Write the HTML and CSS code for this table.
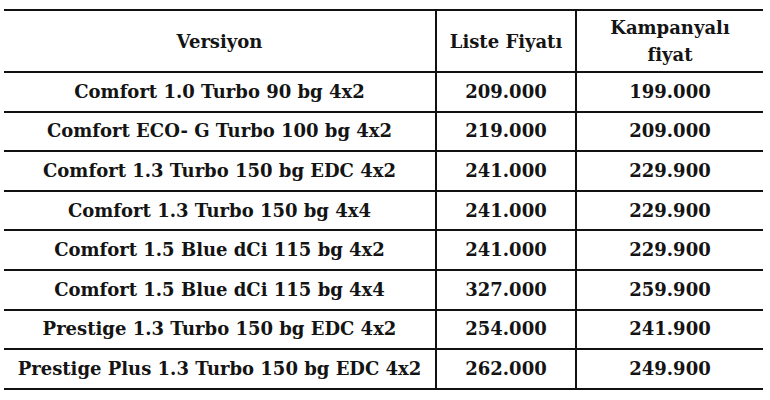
FILE: index.html
```html
<!DOCTYPE html>
<html lang="tr">
<head>
<meta charset="utf-8">
<link rel="stylesheet" href="styles.css">
</head>
<body>
<table class="prices">
  <colgroup>
    <col class="c-ver">
    <col class="c-list">
    <col class="c-camp">
  </colgroup>
  <thead>
    <tr>
      <th>Versiyon</th>
      <th>Liste Fiyatı</th>
      <th>Kampanyalı<br>fiyat</th>
    </tr>
  </thead>
  <tbody>
    <tr><td>Comfort 1.0 Turbo 90 bg 4x2</td><td>209.000</td><td>199.000</td></tr>
    <tr><td>Comfort ECO- G Turbo 100 bg 4x2</td><td>219.000</td><td>209.000</td></tr>
    <tr><td>Comfort 1.3 Turbo 150 bg EDC 4x2</td><td>241.000</td><td>229.900</td></tr>
    <tr><td>Comfort 1.3 Turbo 150 bg 4x4</td><td>241.000</td><td>229.900</td></tr>
    <tr><td>Comfort 1.5 Blue dCi 115 bg 4x2</td><td>241.000</td><td>229.900</td></tr>
    <tr><td>Comfort 1.5 Blue dCi 115 bg 4x4</td><td>327.000</td><td>259.900</td></tr>
    <tr><td>Prestige 1.3 Turbo 150 bg EDC 4x2</td><td>254.000</td><td>241.900</td></tr>
    <tr><td>Prestige Plus 1.3 Turbo 150 bg EDC 4x2</td><td>262.000</td><td>249.900</td></tr>
  </tbody>
</table>
</body>
</html>
```
FILE: styles.css
```css
html, body {
  margin: 0;
  padding: 0;
  background: #ffffff;
}
body {
  padding: 9px 0 0 4px;
  font-family: "DejaVu Serif", "Liberation Serif", serif;
  color: #141414;
}
.prices {
  border-collapse: collapse;
  width: 759px;
  table-layout: fixed;
}
.c-ver { width: 432px; }
.c-list { width: 140px; }
.c-camp { width: 187px; }
.prices th,
.prices td {
  border-top: 2px solid #111;
  border-bottom: 2px solid #111;
  border-left: 2px solid #111;
  text-align: center;
  font-weight: bold;
  font-size: 18px;
  padding: 0;
  white-space: nowrap;
}
.prices th:first-child,
.prices td:first-child {
  border-left: none;
}
.prices th {
  height: 60px;
  line-height: 27px;
}
.prices td {
  height: 37.6px;
  line-height: 22px;
}
```
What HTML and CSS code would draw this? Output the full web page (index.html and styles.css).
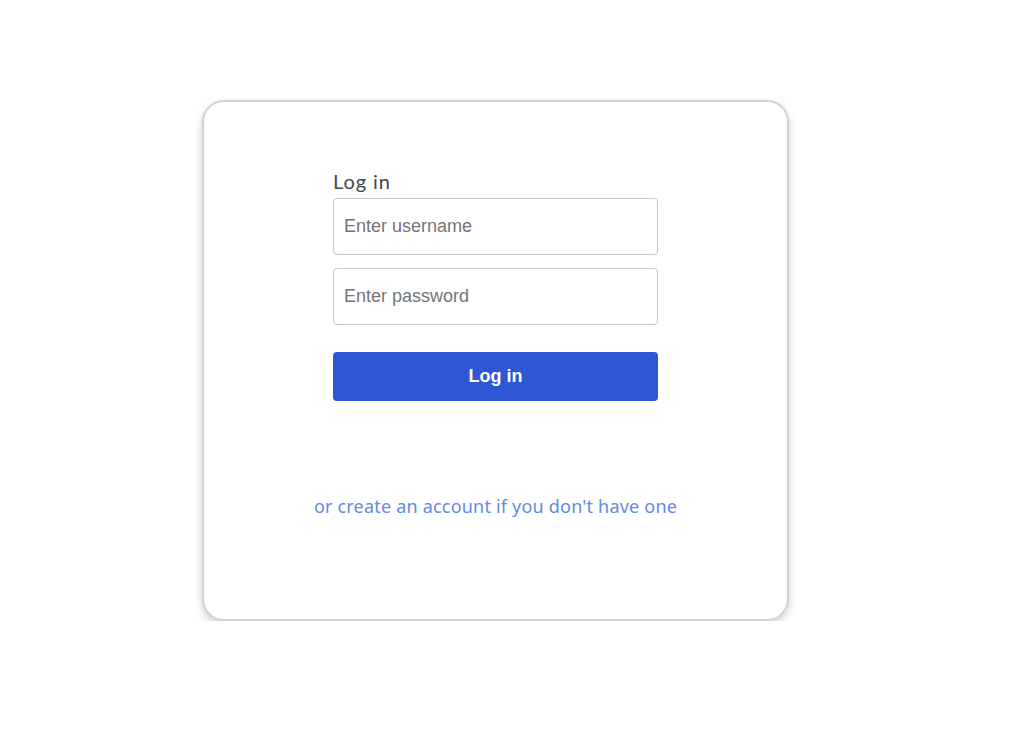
FILE: index.html
```html
<!DOCTYPE html>
<html>
<head>
<meta charset="utf-8">
<link rel="stylesheet" href="styles.css">
</head>
<body>
<div class="page">
  <div class="card">
    <form class="form">
      <label class="title">Log in</label>
      <input class="field" type="text" placeholder="Enter username">
      <input class="field" type="password" placeholder="Enter password">
      <button class="btn" type="button">Log in</button>
    </form>
    <a class="link" href="#">or create an account if you don't have one</a>
  </div>
</div>
</body>
</html>
```
FILE: styles.css
```css
html, body { margin: 0; padding: 0; background: #fff; }
.page {
  display: flex;
  justify-content: flex-start;
  padding-top: 100px;
  padding-left: 202px;
}
.card {
  box-sizing: border-box;
  width: 587px;
  height: 521px;
  border: 2px solid #d2d2d4;
  border-radius: 22px;
  box-shadow: 0 4px 10px rgba(0,0,0,0.18);
  background: #fff;
  display: flex;
  flex-direction: column;
  align-items: center;
  padding-top: 64px;
}
.form {
  width: 325px;
  display: flex;
  flex-direction: column;
}
.title {
  font-family: "Lato", "Open Sans", sans-serif;
  font-size: 20px;
  letter-spacing: 0.9px;
  color: #454550;
  line-height: 30px;
  margin-bottom: 2px;
}
.field {
  box-sizing: border-box;
  height: 57px;
  border: 1px solid #c8c8c8;
  border-radius: 4px;
  padding: 0 10px;
  font-family: "Liberation Sans", Arial, sans-serif;
  font-size: 18px;
  color: #333;
  margin-bottom: 13px;
  outline: none;
}
.field::placeholder { color: #757575; }
.btn {
  margin-top: 14px;
  height: 49px;
  border: none;
  border-radius: 4px;
  background: #2f57d3;
  color: #fff;
  font-family: "Liberation Sans", Arial, sans-serif;
  font-weight: bold;
  font-size: 18px;
}
.link {
  margin-top: 93px;
  font-family: "Noto Sans", "Liberation Sans", sans-serif;
  font-size: 18px;
  color: #6489e6;
  text-decoration: none;
  letter-spacing: 0.2px;
}
```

==========

_REQUEST_.
Without the pictures, copy the material exactly as given.

_RESPONSE_.
Write the HTML and CSS code for this table.
FILE: index.html
```html
<!DOCTYPE html>
<html lang="tr">
<head>
<meta charset="utf-8">
<link rel="stylesheet" href="styles.css">
</head>
<body>
<table class="prices">
  <colgroup>
    <col class="c-ver">
    <col class="c-list">
    <col class="c-camp">
  </colgroup>
  <thead>
    <tr>
      <th>Versiyon</th>
      <th>Liste Fiyatı</th>
      <th>Kampanyalı<br>fiyat</th>
    </tr>
  </thead>
  <tbody>
    <tr><td>Comfort 1.0 Turbo 90 bg 4x2</td><td>209.000</td><td>199.000</td></tr>
    <tr><td>Comfort ECO- G Turbo 100 bg 4x2</td><td>219.000</td><td>209.000</td></tr>
    <tr><td>Comfort 1.3 Turbo 150 bg EDC 4x2</td><td>241.000</td><td>229.900</td></tr>
    <tr><td>Comfort 1.3 Turbo 150 bg 4x4</td><td>241.000</td><td>229.900</td></tr>
    <tr><td>Comfort 1.5 Blue dCi 115 bg 4x2</td><td>241.000</td><td>229.900</td></tr>
    <tr><td>Comfort 1.5 Blue dCi 115 bg 4x4</td><td>327.000</td><td>259.900</td></tr>
    <tr><td>Prestige 1.3 Turbo 150 bg EDC 4x2</td><td>254.000</td><td>241.900</td></tr>
    <tr><td>Prestige Plus 1.3 Turbo 150 bg EDC 4x2</td><td>262.000</td><td>249.900</td></tr>
  </tbody>
</table>
</body>
</html>
```
FILE: styles.css
```css
html, body {
  margin: 0;
  padding: 0;
  background: #ffffff;
}
body {
  padding: 9px 0 0 4px;
  font-family: "DejaVu Serif", "Liberation Serif", serif;
  color: #141414;
}
.prices {
  border-collapse: collapse;
  width: 759px;
  table-layout: fixed;
}
.c-ver { width: 432px; }
.c-list { width: 140px; }
.c-camp { width: 187px; }
.prices th,
.prices td {
  border-top: 2px solid #111;
  border-bottom: 2px solid #111;
  border-left: 2px solid #111;
  text-align: center;
  font-weight: bold;
  font-size: 18px;
  padding: 0;
  white-space: nowrap;
}
.prices th:first-child,
.prices td:first-child {
  border-left: none;
}
.prices th {
  height: 60px;
  line-height: 27px;
}
.prices td {
  height: 37.6px;
  line-height: 22px;
}
```
What HTML and CSS code would draw this? Output the full web page (index.html and styles.css).
FILE: index.html
```html
<!DOCTYPE html>
<html>
<head>
<meta charset="utf-8">
<link rel="stylesheet" href="styles.css">
</head>
<body>
<div class="page">
  <div class="card">
    <form class="form">
      <label class="title">Log in</label>
      <input class="field" type="text" placeholder="Enter username">
      <input class="field" type="password" placeholder="Enter password">
      <button class="btn" type="button">Log in</button>
    </form>
    <a class="link" href="#">or create an account if you don't have one</a>
  </div>
</div>
</body>
</html>
```
FILE: styles.css
```css
html, body { margin: 0; padding: 0; background: #fff; }
.page {
  display: flex;
  justify-content: flex-start;
  padding-top: 100px;
  padding-left: 202px;
}
.card {
  box-sizing: border-box;
  width: 587px;
  height: 521px;
  border: 2px solid #d2d2d4;
  border-radius: 22px;
  box-shadow: 0 4px 10px rgba(0,0,0,0.18);
  background: #fff;
  display: flex;
  flex-direction: column;
  align-items: center;
  padding-top: 64px;
}
.form {
  width: 325px;
  display: flex;
  flex-direction: column;
}
.title {
  font-family: "Lato", "Open Sans", sans-serif;
  font-size: 20px;
  letter-spacing: 0.9px;
  color: #454550;
  line-height: 30px;
  margin-bottom: 2px;
}
.field {
  box-sizing: border-box;
  height: 57px;
  border: 1px solid #c8c8c8;
  border-radius: 4px;
  padding: 0 10px;
  font-family: "Liberation Sans", Arial, sans-serif;
  font-size: 18px;
  color: #333;
  margin-bottom: 13px;
  outline: none;
}
.field::placeholder { color: #757575; }
.btn {
  margin-top: 14px;
  height: 49px;
  border: none;
  border-radius: 4px;
  background: #2f57d3;
  color: #fff;
  font-family: "Liberation Sans", Arial, sans-serif;
  font-weight: bold;
  font-size: 18px;
}
.link {
  margin-top: 93px;
  font-family: "Noto Sans", "Liberation Sans", sans-serif;
  font-size: 18px;
  color: #6489e6;
  text-decoration: none;
  letter-spacing: 0.2px;
}
```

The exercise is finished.